What are some key or ongoing challenges for the charter movement? You mentioned earlier that many people believe charter schools are not public schools. Is messaging one of the challenges?
Hilda: Well, that, number one, is on my list! There will always be people who do not know the difference, or they choose not to express the difference [between public charter schools and traditional public schools]. So, we have to find ways so that they are not misinformed. Sometimes the media can throw a monkey wrench into the situation. [It would be good] if we could ever get to that point where people realize a fact is a fact—that charter schools are public schools, but non-traditional. A lot of people think we are private, because of uniforms to an extent. No. They say we’re taking money away from the public schools. Number one: We are public. Number two: We get 37 percent less for each kid to operate. Charter schools operate with less and get more positive results.

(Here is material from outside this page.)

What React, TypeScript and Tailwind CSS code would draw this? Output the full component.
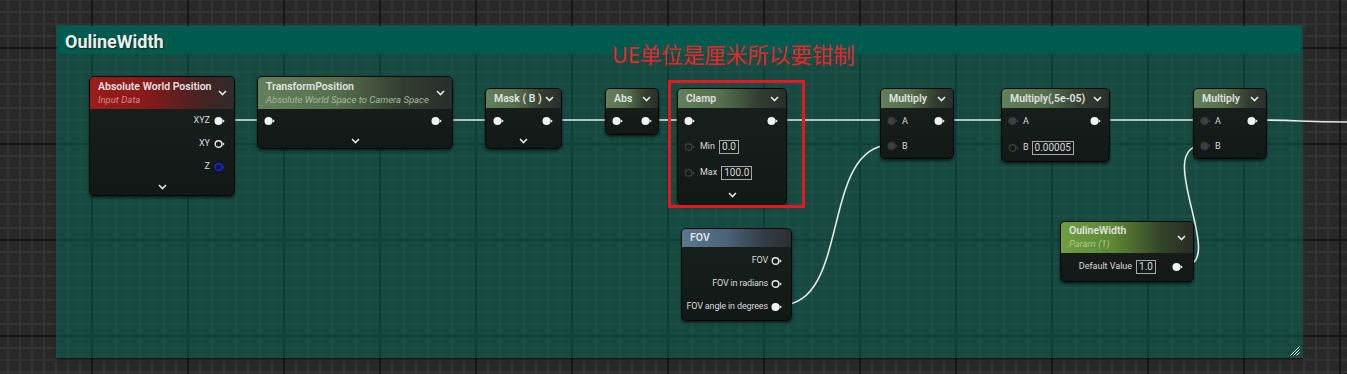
import type { ReactNode } from "react";

type PinKind = "filled" | "hollow" | "blue" | "gray" | "dim";

function Pin({ kind }: { kind: PinKind }) {
	const stroke =
		kind === "hollow" ? "#e8e8e8" : kind === "blue" ? "#1a22ff" : kind === "dim" ? "#3c3c3c" : "none";
	const fill = kind === "filled" ? "#f2f2f2" : kind === "gray" ? "#3d3d3d" : "none";
	const tip = kind === "filled" ? "#f2f2f2" : kind === "gray" ? "#3d3d3d" : kind === "dim" ? "#3c3c3c" : stroke;
	return (
		<svg width="12" height="10" viewBox="0 0 12 10" className="shrink-0">
			<circle cx="4.5" cy="5" r={kind === "filled" || kind === "gray" ? 4 : 3.3} fill={fill} stroke={stroke} strokeWidth="1.4" />
			<polygon points="8.6,3.2 10.8,5 8.6,6.8" fill={tip} />
		</svg>
	);
}

function Chevron() {
	return (
		<svg width="9" height="6" viewBox="0 0 9 6" className="shrink-0">
			<polyline points="1,1 4.5,4.5 8,1" fill="none" stroke="#e6e6e6" strokeWidth="1.6" />
		</svg>
	);
}

function ValueBox({ children }: { children: ReactNode }) {
	return (
		<span className="border border-[#a8a8a8] px-[2px] h-[14px] flex items-center text-[10px] leading-none text-[#d8d8d8]">
			{children}
		</span>
	);
}

const heads = {
	green: "bg-[linear-gradient(90deg,#62805a_0%,#55704d_40%,#323d30_75%,#2a2e2a_100%)]",
	red: "bg-[linear-gradient(90deg,#9e1b1b_0%,#861a1a_40%,#4a2222_75%,#2e2b2b_100%)]",
	blue: "bg-[linear-gradient(90deg,#58788f_0%,#4a6479_40%,#333d46_75%,#2b2e31_100%)]",
	param: "bg-[linear-gradient(90deg,#6f9f40_0%,#5c8735_40%,#34452a_75%,#272b25_100%)]",
};

function Node({
	className,
	head,
	title,
	subtitle,
	headH,
	chevron = true,
	children,
}: {
	className: string;
	head: keyof typeof heads;
	title: string;
	subtitle?: string;
	headH: string;
	chevron?: boolean;
	children: ReactNode;
}) {
	return (
		<div
			className={`absolute flex flex-col rounded-[5px] border border-[#050707] bg-[linear-gradient(180deg,#18201e_0%,#121816_100%)] shadow-[0_2px_3px_rgba(0,0,0,0.55)] overflow-hidden ${className}`}
		>
			<div className={`${heads[head]} ${headH} flex items-center justify-between pl-[8px] pr-[7px] shrink-0`}>
				<div className="flex flex-col">
					<span className="text-[10.5px] leading-[12px] font-semibold text-[#e2e2e2] whitespace-nowrap">{title}</span>
					{subtitle && (
						<span
							className={`text-[9.5px] leading-[12px] italic mt-[1px] whitespace-nowrap ${
								head === "red" ? "text-[#cf8a8a]" : head === "param" ? "text-[#a9c98a]" : "text-[#a9b99c]"
							}`}
						>
							{subtitle}
						</span>
					)}
				</div>
				{chevron && <Chevron />}
			</div>
			{children}
		</div>
	);
}

const label = "text-[9px] leading-none text-[#dadada] whitespace-nowrap";

export default function App() {
	return (
		<div
			className="relative w-[1347px] h-[374px] overflow-hidden bg-[#282828] [background-image:linear-gradient(90deg,#161616_2px,transparent_2px),linear-gradient(#161616_2px,transparent_2px),linear-gradient(90deg,#343434_2px,transparent_2px),linear-gradient(#343434_2px,transparent_2px)] [background-size:96px_96px,96px_96px,12px_12px,12px_12px] [background-position:91px_0,0_47px,7px_0,0_11px]"
			style={{ fontFamily: "Roboto, 'Noto Sans', sans-serif" }}
		>
			{/* comment box */}
			<div className="absolute left-[56px] top-[25px] w-[1247px] h-[333px] bg-[rgba(0,112,94,0.45)] shadow-[0_2px_3px_rgba(0,0,0,0.5)] flex flex-col">
				<div className="mx-[2px] mt-[1px] h-[28px] bg-[#005a4e] flex items-center pl-[7px] pt-[2px]">
					<span className="text-[18px] font-bold text-[#ededed] [text-shadow:1px_1px_1px_rgba(0,0,0,0.6)]">
						OulineWidth
					</span>
				</div>
				<div className="flex-1 flex items-end justify-end pr-[3px] pb-[2px]">
					<svg width="10" height="10" viewBox="0 0 10 10">
						<g stroke="#f0f0f0" strokeWidth="1">
							<line x1="0.5" y1="9.5" x2="9.5" y2="0.5" />
							<line x1="3.5" y1="9.5" x2="9.5" y2="3.5" />
							<line x1="6.5" y1="9.5" x2="9.5" y2="6.5" />
						</g>
					</svg>
				</div>
			</div>

			{/* wires */}
			<svg className="absolute left-0 top-0" width="1347" height="374">
				<g stroke="#e8e8e8" strokeWidth="1.6" fill="none">
					<path d="M222 120 L268 120" />
					<path d="M440 120 L497 120" />
					<path d="M551 120 L616 120" />
					<path d="M650 120 L688 120" />
					<path d="M776 120 L891 120" />
					<path d="M943 120 L1012 120" />
					<path d="M1100 120 L1204 120" />
					<path d="M1255 120 C1300 120 1300 122 1347 122" />
					<path d="M781 305 C851 305 820 145 891 145" />
					<path d="M1183 266 C1230 266 1150 145 1204 145" />
				</g>
			</svg>

			{/* Absolute World Position */}
			<Node className="left-[89px] top-[76px] w-[146px]" head="red" title="Absolute World Position" subtitle="Input Data" headH="h-[32px]">
				<div className="h-[23px] flex items-center justify-end gap-[4px] pr-[8px]">
					<span className={label}>XYZ</span>
					<Pin kind="filled" />
				</div>
				<div className="h-[23px] flex items-center justify-end gap-[4px] pr-[8px]">
					<span className={label}>XY</span>
					<Pin kind="hollow" />
				</div>
				<div className="h-[23px] flex items-center justify-end gap-[4px] pr-[8px]">
					<span className={label}>Z</span>
					<Pin kind="blue" />
				</div>
				<div className="h-[17px] flex items-center justify-center">
					<Chevron />
				</div>
			</Node>

			{/* TransformPosition */}
			<Node
				className="left-[257px] top-[76px] w-[196px]"
				head="green"
				title="TransformPosition"
				subtitle="Absolute World Space to Camera Space"
				headH="h-[32px]"
			>
				<div className="h-[24px] flex items-center justify-between pl-[6px] pr-[9px]">
					<Pin kind="filled" />
					<Pin kind="filled" />
				</div>
				<div className="h-[15px] flex items-center justify-center">
					<Chevron />
				</div>
			</Node>

			{/* Mask */}
			<Node className="left-[485px] top-[88px] w-[77px]" head="green" title="Mask ( B )" headH="h-[19px]">
				<div className="h-[26px] flex items-center justify-between pl-[7px] pr-[7px]">
					<Pin kind="filled" />
					<Pin kind="filled" />
				</div>
				<div className="h-[14px] flex items-center justify-center">
					<Chevron />
				</div>
			</Node>

			{/* Abs */}
			<Node className="left-[605px] top-[88px] w-[54px]" head="green" title="Abs" headH="h-[19px]">
				<div className="h-[26px] flex items-center justify-between pl-[6px] pr-[5px]">
					<Pin kind="filled" />
					<Pin kind="filled" />
				</div>
			</Node>

			{/* Clamp */}
			<Node className="left-[677px] top-[88px] w-[110px]" head="green" title="Clamp" headH="h-[19px]">
				<div className="h-[26px] flex items-center justify-between pl-[6px] pr-[7px]">
					<Pin kind="filled" />
					<Pin kind="filled" />
				</div>
				<div className="h-[25px] flex items-center gap-[4px] pl-[6px]">
					<Pin kind="dim" />
					<span className={label}>Min</span>
					<ValueBox>0.0</ValueBox>
				</div>
				<div className="h-[27px] flex items-center gap-[4px] pl-[6px]">
					<Pin kind="dim" />
					<span className={label}>Max</span>
					<ValueBox>100.0</ValueBox>
				</div>
				<div className="h-[18px] flex items-center justify-center">
					<Chevron />
				</div>
			</Node>

			{/* Multiply 1 */}
			<Node className="left-[880px] top-[88px] w-[74px]" head="green" title="Multiply" headH="h-[19px]">
				<div className="h-[26px] flex items-center pl-[6px] pr-[7px]">
					<Pin kind="gray" />
					<span className={`${label} ml-[3px]`}>A</span>
					<span className="flex-1" />
					<Pin kind="filled" />
				</div>
				<div className="h-[24px] flex items-center pl-[6px]">
					<Pin kind="gray" />
					<span className={`${label} ml-[3px]`}>B</span>
				</div>
			</Node>

			{/* Multiply 2 */}
			<Node className="left-[1001px] top-[88px] w-[109px]" head="green" title="Multiply(,5e-05)" headH="h-[19px]">
				<div className="h-[26px] flex items-center pl-[6px] pr-[7px]">
					<Pin kind="gray" />
					<span className={`${label} ml-[3px]`}>A</span>
					<span className="flex-1" />
					<Pin kind="filled" />
				</div>
				<div className="h-[27px] flex items-center gap-[3px] pl-[6px]">
					<Pin kind="dim" />
					<span className={label}>B</span>
					<ValueBox>0.00005</ValueBox>
				</div>
			</Node>

			{/* Multiply 3 */}
			<Node className="left-[1193px] top-[88px] w-[74px]" head="green" title="Multiply" headH="h-[19px]">
				<div className="h-[26px] flex items-center pl-[6px] pr-[7px]">
					<Pin kind="gray" />
					<span className={`${label} ml-[3px]`}>A</span>
					<span className="flex-1" />
					<Pin kind="filled" />
				</div>
				<div className="h-[24px] flex items-center pl-[6px]">
					<Pin kind="gray" />
					<span className={`${label} ml-[3px]`}>B</span>
				</div>
			</Node>

			{/* FOV */}
			<Node className="left-[681px] top-[228px] w-[111px]" head="blue" title="FOV" headH="h-[18px]" chevron={false}>
				<div className="pt-[2px] pb-[2px] flex flex-col">
					{[
						["FOV", "hollow"],
						["FOV in radians", "hollow"],
						["FOV angle in degrees", "filled"],
					].map(([t, k]) => (
						<div key={t} className="h-[23px] flex items-center justify-end gap-[3px] pr-[8px]">
							<span className={`${label} tracking-[-0.15px]`}>{t}</span>
							<Pin kind={k as PinKind} />
						</div>
					))}
				</div>
			</Node>

			{/* OulineWidth param */}
			<Node className="left-[1060px] top-[221px] w-[134px]" head="param" title="OulineWidth" subtitle="Param (1)" headH="h-[31px]">
				<div className="h-[28px] flex items-center justify-end gap-[4px] pr-[9px] pb-[1px]">
					<span className={label}>Default Value</span>
					<ValueBox>1.0</ValueBox>
					<span className="w-[8px]" />
					<Pin kind="filled" />
				</div>
			</Node>

			{/* annotation */}
			<div
				className="absolute left-[612px] top-[41px] text-[21.5px] leading-[28px] font-normal text-[#e8262a]"
				style={{ fontFamily: "'Noto Sans', 'Noto Sans CJK SC', sans-serif" }}
			>
				UE单位是厘米所以要钳制
			</div>
			<div className="absolute left-[668px] top-[80px] w-[137px] h-[128px] border-[3px] border-[#e8161e]" />
		</div>
	);
}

A lot of people don’t think charter schools are held accountable. In essence, we’re held more accountable because our schools can be closed if they are low performing for a certain length of time. That does not happen in the traditional public school sector.
As you know, House Bill 618, Charter Schools Review Board, is now law. This new law converts the Charter Schools Advisory Board into the Charter Schools Review Board, with authority to grant charter approvals and renewals. Could you share your perspective on how this shift could impact the charter approval process in our state as well as the broader charter movement?
Hilda: I strongly believe it will cause more boards to apply for charters, the charter movement will stay alive, and we will have far more applications resulting in an increase of charter schools. It will speed up the process. And it takes the politics out of the process, being that the CSRB [members] are pro-charter schools, while keeping the bottom line in mind always that schools are for children.
Is there anything I didn’t ask that you’d like to share?
Hilda: I will always do what I can to give our children the quality education they need and deserve, with equity. I remain the Voice4schoolchoice!